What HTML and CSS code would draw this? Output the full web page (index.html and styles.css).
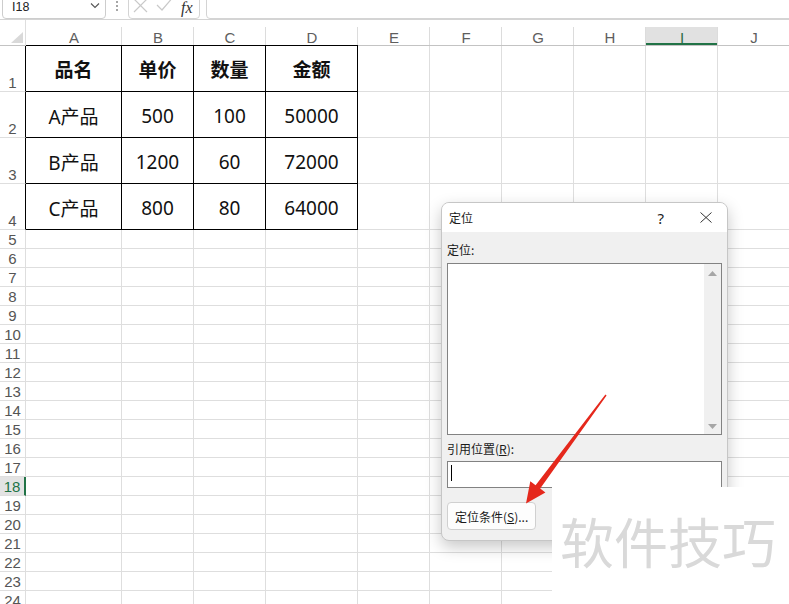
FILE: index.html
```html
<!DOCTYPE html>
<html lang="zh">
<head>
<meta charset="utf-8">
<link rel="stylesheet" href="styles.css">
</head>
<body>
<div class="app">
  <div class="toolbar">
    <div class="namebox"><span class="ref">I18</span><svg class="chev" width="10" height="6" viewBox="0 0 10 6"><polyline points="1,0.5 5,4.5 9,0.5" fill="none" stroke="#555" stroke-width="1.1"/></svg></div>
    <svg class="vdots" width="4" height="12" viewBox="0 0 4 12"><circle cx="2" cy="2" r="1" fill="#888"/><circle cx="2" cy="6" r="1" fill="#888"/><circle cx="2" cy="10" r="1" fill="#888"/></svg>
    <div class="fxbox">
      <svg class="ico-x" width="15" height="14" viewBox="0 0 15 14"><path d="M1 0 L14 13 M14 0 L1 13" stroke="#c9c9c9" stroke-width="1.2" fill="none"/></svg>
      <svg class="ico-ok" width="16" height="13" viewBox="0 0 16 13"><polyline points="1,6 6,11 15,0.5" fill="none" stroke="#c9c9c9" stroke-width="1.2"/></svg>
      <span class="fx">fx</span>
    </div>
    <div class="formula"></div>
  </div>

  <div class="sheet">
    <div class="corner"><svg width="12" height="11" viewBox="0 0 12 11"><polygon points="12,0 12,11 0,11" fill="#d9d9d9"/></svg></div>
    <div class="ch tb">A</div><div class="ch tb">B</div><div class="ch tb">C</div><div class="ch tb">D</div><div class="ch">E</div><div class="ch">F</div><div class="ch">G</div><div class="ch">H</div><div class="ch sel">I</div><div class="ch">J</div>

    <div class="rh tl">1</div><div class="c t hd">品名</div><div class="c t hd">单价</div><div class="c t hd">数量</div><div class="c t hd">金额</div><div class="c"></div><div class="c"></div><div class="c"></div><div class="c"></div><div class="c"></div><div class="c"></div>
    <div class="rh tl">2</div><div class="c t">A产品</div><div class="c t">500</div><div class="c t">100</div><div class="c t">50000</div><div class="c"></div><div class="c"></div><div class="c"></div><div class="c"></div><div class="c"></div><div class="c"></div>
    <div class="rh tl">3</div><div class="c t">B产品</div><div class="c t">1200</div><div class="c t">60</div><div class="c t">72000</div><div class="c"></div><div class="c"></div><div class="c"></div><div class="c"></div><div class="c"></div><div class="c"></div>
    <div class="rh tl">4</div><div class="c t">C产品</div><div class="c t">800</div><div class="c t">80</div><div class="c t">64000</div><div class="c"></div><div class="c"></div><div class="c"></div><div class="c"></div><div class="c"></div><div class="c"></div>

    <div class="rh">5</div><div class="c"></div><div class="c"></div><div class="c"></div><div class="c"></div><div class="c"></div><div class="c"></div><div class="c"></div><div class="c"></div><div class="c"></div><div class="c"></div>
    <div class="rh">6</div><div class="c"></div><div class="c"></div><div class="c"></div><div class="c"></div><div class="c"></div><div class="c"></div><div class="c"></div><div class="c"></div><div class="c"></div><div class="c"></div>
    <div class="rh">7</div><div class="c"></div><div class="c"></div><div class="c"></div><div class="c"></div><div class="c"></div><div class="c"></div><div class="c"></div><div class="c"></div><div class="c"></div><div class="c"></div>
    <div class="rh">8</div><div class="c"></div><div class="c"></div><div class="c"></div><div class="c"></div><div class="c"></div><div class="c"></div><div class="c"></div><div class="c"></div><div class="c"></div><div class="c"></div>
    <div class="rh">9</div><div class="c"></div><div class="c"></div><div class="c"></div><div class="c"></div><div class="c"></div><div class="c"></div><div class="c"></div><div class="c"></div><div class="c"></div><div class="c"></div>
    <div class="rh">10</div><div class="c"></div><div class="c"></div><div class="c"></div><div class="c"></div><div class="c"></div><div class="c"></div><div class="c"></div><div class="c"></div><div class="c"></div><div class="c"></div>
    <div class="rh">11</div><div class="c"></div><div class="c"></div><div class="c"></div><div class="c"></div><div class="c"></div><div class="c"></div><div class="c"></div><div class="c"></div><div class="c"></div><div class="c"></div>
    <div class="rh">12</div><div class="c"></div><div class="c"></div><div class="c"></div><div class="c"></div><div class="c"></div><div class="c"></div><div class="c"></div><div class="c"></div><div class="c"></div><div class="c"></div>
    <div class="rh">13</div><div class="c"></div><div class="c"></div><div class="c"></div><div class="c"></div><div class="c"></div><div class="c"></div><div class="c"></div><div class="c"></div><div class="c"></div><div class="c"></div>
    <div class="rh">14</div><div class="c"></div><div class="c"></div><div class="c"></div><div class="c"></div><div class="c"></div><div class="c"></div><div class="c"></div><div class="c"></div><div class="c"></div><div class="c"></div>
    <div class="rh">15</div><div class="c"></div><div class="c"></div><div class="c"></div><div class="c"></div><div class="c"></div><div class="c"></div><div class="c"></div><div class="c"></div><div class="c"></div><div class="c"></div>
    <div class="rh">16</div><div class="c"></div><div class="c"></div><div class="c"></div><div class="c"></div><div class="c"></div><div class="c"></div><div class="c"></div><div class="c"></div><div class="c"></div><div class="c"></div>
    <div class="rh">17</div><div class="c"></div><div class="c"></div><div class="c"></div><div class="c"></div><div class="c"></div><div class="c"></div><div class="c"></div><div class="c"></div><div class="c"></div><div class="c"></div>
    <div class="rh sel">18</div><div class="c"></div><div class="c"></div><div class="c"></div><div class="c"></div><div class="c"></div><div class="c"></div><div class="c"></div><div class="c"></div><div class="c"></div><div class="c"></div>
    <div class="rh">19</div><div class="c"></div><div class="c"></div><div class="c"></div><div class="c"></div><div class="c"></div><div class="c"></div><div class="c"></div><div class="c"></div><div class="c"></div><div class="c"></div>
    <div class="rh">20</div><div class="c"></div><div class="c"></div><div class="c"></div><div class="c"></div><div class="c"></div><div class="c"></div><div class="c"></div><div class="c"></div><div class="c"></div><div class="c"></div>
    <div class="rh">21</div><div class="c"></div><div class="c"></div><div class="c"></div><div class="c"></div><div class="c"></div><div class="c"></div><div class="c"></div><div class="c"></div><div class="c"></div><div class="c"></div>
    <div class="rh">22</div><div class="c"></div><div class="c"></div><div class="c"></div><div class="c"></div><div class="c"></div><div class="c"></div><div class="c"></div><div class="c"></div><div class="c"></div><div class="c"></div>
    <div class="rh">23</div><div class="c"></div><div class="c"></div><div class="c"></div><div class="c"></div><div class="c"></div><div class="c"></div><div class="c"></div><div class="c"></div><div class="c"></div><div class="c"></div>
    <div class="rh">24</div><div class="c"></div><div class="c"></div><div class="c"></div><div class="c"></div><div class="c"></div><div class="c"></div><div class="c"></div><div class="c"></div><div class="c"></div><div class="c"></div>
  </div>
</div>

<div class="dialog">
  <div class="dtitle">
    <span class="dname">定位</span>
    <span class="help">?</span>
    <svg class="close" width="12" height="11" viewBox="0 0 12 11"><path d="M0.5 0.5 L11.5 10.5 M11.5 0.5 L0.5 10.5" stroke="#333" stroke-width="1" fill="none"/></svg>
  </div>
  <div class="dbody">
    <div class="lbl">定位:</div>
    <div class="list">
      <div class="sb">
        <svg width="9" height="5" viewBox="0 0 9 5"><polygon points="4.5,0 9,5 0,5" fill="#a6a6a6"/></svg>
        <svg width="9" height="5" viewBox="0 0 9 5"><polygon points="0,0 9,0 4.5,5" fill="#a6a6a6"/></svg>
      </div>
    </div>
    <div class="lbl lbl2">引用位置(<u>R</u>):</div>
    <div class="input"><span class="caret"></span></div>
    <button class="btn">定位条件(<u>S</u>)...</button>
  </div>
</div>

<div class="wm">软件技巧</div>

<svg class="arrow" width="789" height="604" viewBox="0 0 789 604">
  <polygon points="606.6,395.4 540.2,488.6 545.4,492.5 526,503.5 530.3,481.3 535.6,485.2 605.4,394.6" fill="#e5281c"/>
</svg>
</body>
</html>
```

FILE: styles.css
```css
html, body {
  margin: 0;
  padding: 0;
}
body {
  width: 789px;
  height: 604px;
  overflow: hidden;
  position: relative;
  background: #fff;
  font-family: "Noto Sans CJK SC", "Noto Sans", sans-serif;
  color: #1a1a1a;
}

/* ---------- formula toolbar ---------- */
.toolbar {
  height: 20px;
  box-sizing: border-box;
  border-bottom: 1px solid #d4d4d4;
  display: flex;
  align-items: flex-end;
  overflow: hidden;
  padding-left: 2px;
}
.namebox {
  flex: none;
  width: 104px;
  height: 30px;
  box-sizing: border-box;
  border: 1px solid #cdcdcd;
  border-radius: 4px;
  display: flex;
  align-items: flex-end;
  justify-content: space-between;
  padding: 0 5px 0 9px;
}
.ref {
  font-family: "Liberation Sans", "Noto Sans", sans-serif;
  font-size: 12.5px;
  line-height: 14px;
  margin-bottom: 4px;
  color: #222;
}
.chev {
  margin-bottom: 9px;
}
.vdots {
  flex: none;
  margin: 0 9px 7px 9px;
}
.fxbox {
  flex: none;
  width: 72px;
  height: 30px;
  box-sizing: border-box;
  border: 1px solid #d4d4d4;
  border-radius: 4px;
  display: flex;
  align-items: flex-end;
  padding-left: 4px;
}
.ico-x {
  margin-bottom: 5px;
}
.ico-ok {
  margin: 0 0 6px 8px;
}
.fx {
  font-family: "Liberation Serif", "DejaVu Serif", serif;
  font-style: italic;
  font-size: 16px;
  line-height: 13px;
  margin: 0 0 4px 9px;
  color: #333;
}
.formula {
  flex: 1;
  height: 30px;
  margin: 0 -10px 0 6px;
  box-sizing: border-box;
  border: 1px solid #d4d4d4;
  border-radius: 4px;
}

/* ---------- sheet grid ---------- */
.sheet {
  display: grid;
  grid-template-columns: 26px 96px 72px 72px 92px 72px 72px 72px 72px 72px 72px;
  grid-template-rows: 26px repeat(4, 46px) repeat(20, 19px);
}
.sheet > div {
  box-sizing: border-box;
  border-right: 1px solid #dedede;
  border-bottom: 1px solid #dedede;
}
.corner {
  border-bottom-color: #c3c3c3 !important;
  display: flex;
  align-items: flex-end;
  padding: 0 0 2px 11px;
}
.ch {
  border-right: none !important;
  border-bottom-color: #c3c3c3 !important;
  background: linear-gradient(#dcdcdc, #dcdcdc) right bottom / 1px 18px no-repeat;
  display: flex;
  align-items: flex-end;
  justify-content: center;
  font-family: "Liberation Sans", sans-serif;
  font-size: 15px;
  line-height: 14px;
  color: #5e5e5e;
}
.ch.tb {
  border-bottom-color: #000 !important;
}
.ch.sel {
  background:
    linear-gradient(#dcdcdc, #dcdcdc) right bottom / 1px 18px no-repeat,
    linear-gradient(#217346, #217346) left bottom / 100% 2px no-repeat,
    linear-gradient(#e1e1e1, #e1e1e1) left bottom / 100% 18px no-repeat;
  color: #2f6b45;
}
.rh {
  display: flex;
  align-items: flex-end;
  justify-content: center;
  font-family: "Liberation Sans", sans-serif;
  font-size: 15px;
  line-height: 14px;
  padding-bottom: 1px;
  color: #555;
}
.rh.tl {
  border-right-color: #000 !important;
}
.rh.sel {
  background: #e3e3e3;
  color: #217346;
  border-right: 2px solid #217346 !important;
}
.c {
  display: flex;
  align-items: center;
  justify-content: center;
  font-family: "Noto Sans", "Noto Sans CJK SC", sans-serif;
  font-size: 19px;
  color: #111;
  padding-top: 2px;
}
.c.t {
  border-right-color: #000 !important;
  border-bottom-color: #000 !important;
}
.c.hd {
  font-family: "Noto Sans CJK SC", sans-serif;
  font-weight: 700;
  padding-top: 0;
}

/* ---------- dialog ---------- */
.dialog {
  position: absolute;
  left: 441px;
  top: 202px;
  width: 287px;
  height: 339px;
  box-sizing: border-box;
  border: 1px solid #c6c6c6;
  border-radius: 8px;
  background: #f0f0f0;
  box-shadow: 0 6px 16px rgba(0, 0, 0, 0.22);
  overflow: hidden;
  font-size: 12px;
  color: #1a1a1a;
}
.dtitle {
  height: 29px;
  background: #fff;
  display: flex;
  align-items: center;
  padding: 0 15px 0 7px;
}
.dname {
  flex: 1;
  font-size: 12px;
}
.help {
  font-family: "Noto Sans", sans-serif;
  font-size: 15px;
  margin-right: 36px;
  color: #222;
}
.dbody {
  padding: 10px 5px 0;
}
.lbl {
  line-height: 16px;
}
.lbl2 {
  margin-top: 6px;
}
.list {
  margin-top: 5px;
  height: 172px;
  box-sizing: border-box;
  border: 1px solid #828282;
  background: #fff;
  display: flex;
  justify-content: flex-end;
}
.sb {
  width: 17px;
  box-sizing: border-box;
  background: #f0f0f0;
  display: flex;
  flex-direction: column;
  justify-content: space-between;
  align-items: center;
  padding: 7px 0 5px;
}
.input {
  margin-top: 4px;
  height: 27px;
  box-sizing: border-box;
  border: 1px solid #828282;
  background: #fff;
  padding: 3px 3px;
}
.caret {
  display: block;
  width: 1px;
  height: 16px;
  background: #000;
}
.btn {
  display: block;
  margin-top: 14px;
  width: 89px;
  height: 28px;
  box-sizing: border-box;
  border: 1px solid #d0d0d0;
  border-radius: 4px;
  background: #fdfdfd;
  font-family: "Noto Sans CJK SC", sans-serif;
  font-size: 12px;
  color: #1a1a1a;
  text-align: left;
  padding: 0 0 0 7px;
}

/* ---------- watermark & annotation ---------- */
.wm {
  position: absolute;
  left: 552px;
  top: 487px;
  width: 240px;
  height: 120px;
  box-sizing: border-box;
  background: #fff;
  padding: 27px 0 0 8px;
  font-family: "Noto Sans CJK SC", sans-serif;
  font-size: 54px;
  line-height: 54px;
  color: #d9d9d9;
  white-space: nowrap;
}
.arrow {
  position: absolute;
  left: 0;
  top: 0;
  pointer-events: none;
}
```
══════
| Aim of the task |
Show every line above in which the word "index" occurs.

| Output for this exercise |
What HTML and CSS code would draw this? Output the full web page (index.html and styles.css).
FILE: index.html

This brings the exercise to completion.